Mills, though, said there’s a chance Noranda’s overearnings complaint could help consumers more than the company’s rate reduction request would hurt them. Still, his office hasn’t staked out a position on the smelter’s rate filing yet.
Chris Roepe, executive director of the Fair Energy Rate Action Fund, said there is no conflict between Noranda and the more consumer-oriented members of the group.
“The fact is all consumers’ rates are going to go up higher if Noranda has to buy energy on the open market or they have to close their doors,” Roepe said. “That would be a very bad thing for consumers.”
One of the parties that has taken a position on Ameren’s side, the office of St. Louis Mayor Francis Slay, also says consumers will be hurt, but for the opposite reason.
In a letter sent last week to the PSC, City Counselor Michael Garvin wrote that Noranda’s request to reduce its rates would increase consumer rates by “more than 2 percent per year for the next decade” and cost city coffers $3 million over 10 years.
Irl Scissors, director of Missourians for a Balanced Energy Future, a utility advocacy group that generally pushes bills beneficial to Ameren, criticized the consumer groups’ work with Noranda. In effect, he said, they’re endorsing a rate increase on their own members.
“It is shocking and it is indefensible that some of these groups would just walk lockstep with whatever Noranda requests,” he said.
But Mott-Oxford said her goal and the coalition’s objective is to hold down utility rates.
“You don’t have to agree with people about every single thing that they do if you have a common goal,” she said.

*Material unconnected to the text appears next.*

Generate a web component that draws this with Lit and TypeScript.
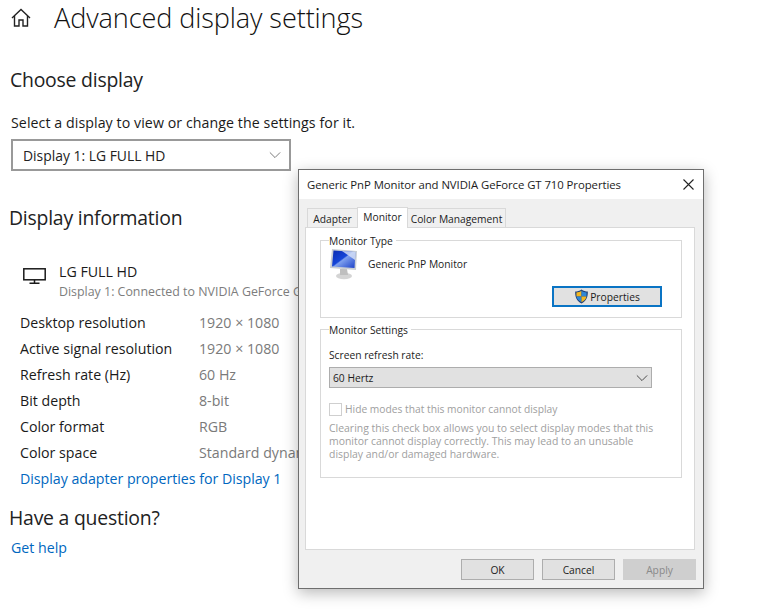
import { LitElement, html, css, svg } from "lit";
import { customElement } from "lit/decorators.js";

const rows = [
  ["Desktop resolution", "1920 × 1080"],
  ["Active signal resolution", "1920 × 1080"],
  ["Refresh rate (Hz)", "60 Hz"],
  ["Bit depth", "8-bit"],
  ["Color format", "RGB"],
  ["Color space", "Standard dynamic"],
];

const chevron = svg`<path d="M1 1.5 L7 7.5 L13 1.5" fill="none" stroke="currentColor" stroke-width="1"/>`;

@customElement("app-root")
export class AppRoot extends LitElement {
  static styles = css`
    :host {
      display: block;
      position: relative;
      width: 758px;
      height: 612px;
      overflow: hidden;
      background: #fff;
      color: #1a1a1a;
      font-family: "Open Sans", "Noto Sans", sans-serif;
    }
    .page { padding: 0 0 0 10px; }
    .head { display: flex; align-items: center; gap: 22px; height: 36px; }
    .head svg { display: block; flex: none; margin-top: -1px; }
    h1 { margin: 0; font-size: 27.1px; font-weight: 300; line-height: 36px; letter-spacing: -0.1px; white-space: nowrap; color: #111; }
    h2 { margin: 0 0 0 -1px; font-size: 19.4px; font-weight: 400; line-height: 26px; letter-spacing: -0.22px; white-space: nowrap; color: #222; }
    .choose { margin-top: 31px; margin-left: 0; }
    .hint { margin: 20px 0 0 1px; font-size: 14.2px; line-height: 20px; letter-spacing: 0.07px; white-space: nowrap; }
    .select {
      box-sizing: border-box; margin: 6px 0 0 1px; width: 280px; height: 32px; border: 2px solid #999;
      display: flex; align-items: center; justify-content: space-between; padding: 0 8px 0 10px;
      font-size: 13.9px; letter-spacing: 0; color: #222;
    }
    .select svg { color: #666; }
    .info { margin-top: 34px; }
    .mon { display: flex; margin: 31px 0 0 13px; gap: 13px; align-items: flex-start; }
    .mon svg { margin-top: 6px; flex: none; }
    .mon .t1 { font-size: 14.2px; line-height: 20px; letter-spacing: 0; }
    .mon .t2 { font-size: 12.4px; line-height: 20px; letter-spacing: 0; color: #7d7d7d; white-space: nowrap; }
    .rows { margin: 7px 0 0 10px; display: grid; grid-template-columns: 179px 1fr; grid-auto-rows: 26px; align-items: center; font-size: 14.2px; letter-spacing: 0; white-space: nowrap; }
    .rows .v { color: #7a7a7a; }
    a { color: #0067c0; text-decoration: none; }
    .adapter { display: block; margin: 1px 0 0 10px; font-size: 14.2px; line-height: 26px; letter-spacing: -0.02px; }
    .q { margin-top: 13px; }
    .help { display: block; margin: 7px 0 0 1px; font-size: 14.2px; line-height: 20px; letter-spacing: 0; }

    .dlg {
      position: absolute; left: 298px; top: 169px; width: 406px; height: 420px; box-sizing: border-box;
      border: 1px solid #6e6e6e; background: #f0f0f0;
      box-shadow: 0 4px 14px rgba(0,0,0,.28);
      display: flex; flex-direction: column; font-size: 10.25px; color: #1c1c1c; letter-spacing: 0; white-space: nowrap;
    }
    .tbar { box-sizing: border-box; height: 29px; flex: none; background: #fff; display: flex; align-items: center; justify-content: space-between; padding: 0 9px 1px 8px; font-size: 11.35px; letter-spacing: -0.06px; }
    .tbar svg { display: block; color: #222; }
    .tabs { display: flex; align-items: flex-end; height: 28px; padding-left: 8px; flex: none; }
    .tab { box-sizing: border-box; height: 19px; padding-top: 1px; border: 1px solid #d9d9d9; border-bottom: 0; margin-right: -1px; background: #f0f0f0; display: flex; align-items: center; justify-content: center; }
    .w51 { width: 51px; }
    .w99 { width: 99px; }
    .tab.on { height: 21px; padding: 0 0 3px; background: #fff; position: relative; z-index: 1; margin-bottom: -1px; border-color: #d9d9d9; }
    .panel { margin: 0 8px 0 6px; flex: 0 0 323px; box-sizing: border-box; background: #fff; border: 1px solid #d9d9d9; padding: 5px 12px 0 14px; }
    fieldset { margin: 0; padding: 0 8px; border: 1px solid #d9d9d9; box-sizing: border-box; min-width: 0; }
    legend { padding: 0 3px 0 0; margin-left: 0; line-height: 14px; transform: translateY(1px); }
    .type { height: 85px; margin-bottom: 4px; position: relative; }
    .type .mrow { display: flex; align-items: center; gap: 9px; height: 32px; margin-top: 1px; }
    .type .mrow svg { display: block; flex: none; }
    .btnrow { display: flex; justify-content: flex-end; margin: 6px 11px 0 0; }
    .prop { box-sizing: border-box; width: 110px; height: 21px; border: 2px solid #0a74c4; background: #e1e1e1; display: flex; align-items: center; justify-content: center; gap: 1px; }
    .prop svg { display: block; }
    .settings { height: 156px; }
    .lab { margin-top: 12px; line-height: 15px; }
    .combo { box-sizing: border-box; width: 323px; height: 21px; margin-top: 4px; background: #e1e1e1; border: 1px solid #adadad; display: flex; align-items: center; justify-content: space-between; padding: 0 3px 0 3px; }
    .combo svg { color: #333; }
    .dis { color: #a0a0a0; }
    .chk { display: flex; align-items: center; gap: 3px; margin-top: 14px; height: 14px; }
    .box { width: 11px; height: 11px; border: 1px solid #cfcfcf; flex: none; }
    .para { margin: 6px 0 0; line-height: 13px; font-size: 10.45px; }
    .foot { flex: 1; display: flex; justify-content: flex-end; gap: 8px; padding: 9px 7px 0 0; }
    .b { box-sizing: border-box; width: 73px; height: 21px; background: #e1e1e1; border: 1px solid #adadad; display: flex; align-items: center; justify-content: center; }
    .b.off { background: #cfcfcf; border-color: #cfcfcf; color: #8a8a8a; }
  `;

  render() {
    return html`
      <div class="page">
        <div class="head">
          <svg width="22" height="22" viewBox="0 0 22 22" fill="none" stroke="#222" stroke-width="1.4">
            <path d="M2 11 L11 2.5 L20 11"/><path d="M4.5 9 V19 H9 V13 H13 V19 H17.5 V9"/>
          </svg>
          <h1>Advanced display settings</h1>
        </div>
        <h2 class="choose">Choose display</h2>
        <p class="hint">Select a display to view or change the settings for it.</p>
        <div class="select"><span>Display 1: LG FULL HD</span><svg width="12" height="8" viewBox="0 0 14 9">${chevron}</svg></div>
        <h2 class="info">Display information</h2>
        <div class="mon">
          <svg width="23" height="16" viewBox="0 0 23 16" fill="none" stroke="#1a1a1a" stroke-width="1.5">
            <rect x=".8" y=".8" width="21.4" height="11"/><path d="M11.5 12 V15 M6.5 15.2 H16.5"/>
          </svg>
          <div>
            <div class="t1">LG FULL HD</div>
            <div class="t2">Display 1: Connected to NVIDIA GeForce GT 710</div>
          </div>
        </div>
        <div class="rows">
          ${rows.map((r) => html`<span>${r[0]}</span><span class="v">${r[1]}</span>`)}
        </div>
        <a class="adapter">Display adapter properties for Display 1</a>
        <h2 class="q">Have a question?</h2>
        <a class="help">Get help</a>
      </div>

      <div class="dlg">
        <div class="tbar">
          <span>Generic PnP Monitor and NVIDIA GeForce GT 710 Properties</span>
          <svg width="11" height="11" viewBox="0 0 11 11" stroke="currentColor" stroke-width="1.1"><path d="M.5 .5 L10.5 10.5 M10.5 .5 L.5 10.5"/></svg>
        </div>
        <div class="tabs">
          <div class="tab w51">Adapter</div>
          <div class="tab on w51">Monitor</div>
          <div class="tab w99">Color Management</div>
        </div>
        <div class="panel">
          <fieldset class="type">
            <legend>Monitor Type</legend>
            <div class="mrow">
              <svg width="30" height="32" viewBox="0 0 30 32">
                <defs>
                  <linearGradient id="scr" x1="0" y1="0" x2="1" y2="1">
                    <stop offset="0" stop-color="#0b2bb0"/><stop offset=".45" stop-color="#1646d8"/>
                    <stop offset=".5" stop-color="#7ea0ee"/><stop offset="1" stop-color="#1a3fc8"/>
                  </linearGradient>
                </defs>
                <ellipse cx="15" cy="28" rx="8" ry="3.2" fill="#d4d4d4"/>
                <path d="M11 21 H18 L19 27 H11 Z" fill="#bfbfbf"/>
                <path d="M3 1 L28 3 L27 22 L1 20 Z" fill="#c9ced3"/>
                <path d="M4.5 2.5 L26.5 4 L25.5 20 L3 18.5 Z" fill="url(#scr)"/>
                <path d="M13 3 L26.5 4 L26 12 Z" fill="#d3def6" opacity=".85"/>
              </svg>
              <span>Generic PnP Monitor</span>
            </div>
            <div class="btnrow">
              <div class="prop">
                <svg width="15" height="15" viewBox="0 0 15 15">
                  <path d="M7.5 .5 C5.5 2 3.5 2.5 1.2 2.6 C1 8 2.5 12 7.5 14.6 C12.5 12 14 8 13.8 2.6 C11.5 2.5 9.5 2 7.5 .5 Z" fill="#1c3f78"/>
                  <path d="M7.5 1.8 C6 2.9 4.2 3.4 2.4 3.5 L2.5 7.5 H7.5 Z" fill="#f3b61f"/>
                  <path d="M7.5 1.8 C9 2.9 10.8 3.4 12.6 3.5 L12.5 7.5 H7.5 Z" fill="#2f86d6"/>
                  <path d="M2.5 7.5 H7.5 V13.2 C4.5 11.6 3 10 2.5 7.5 Z" fill="#2f86d6"/>
                  <path d="M12.5 7.5 H7.5 V13.2 C10.5 11.6 12 10 12.5 7.5 Z" fill="#f3b61f"/>
                </svg>
                <span>Properties</span>
              </div>
            </div>
          </fieldset>
          <fieldset class="settings">
            <legend>Monitor Settings</legend>
            <div class="lab">Screen refresh rate:</div>
            <div class="combo"><span>60 Hertz</span><svg width="12" height="8" viewBox="0 0 14 9">${chevron}</svg></div>
            <div class="chk dis"><div class="box"></div><span>Hide modes that this monitor cannot display</span></div>
            <p class="para dis">Clearing this check box allows you to select display modes that this<br>monitor cannot display correctly. This may lead to an unusable<br>display and/or damaged hardware.</p>
          </fieldset>
        </div>
        <div class="foot">
          <div class="b">OK</div><div class="b">Cancel</div><div class="b off">Apply</div>
        </div>
      </div>
    `;
  }
}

Noranda’s request for a special rate case is nothing new — companies ask for incentives and special treatment all the time, Mott-Oxford said. She doesn’t celebrate it, but to hold down utility rates, her organization has found more success within a coalition than acting alone, she said.
“Who would you sit down with if you had to examine everyone’s life for absolute purity?” she said.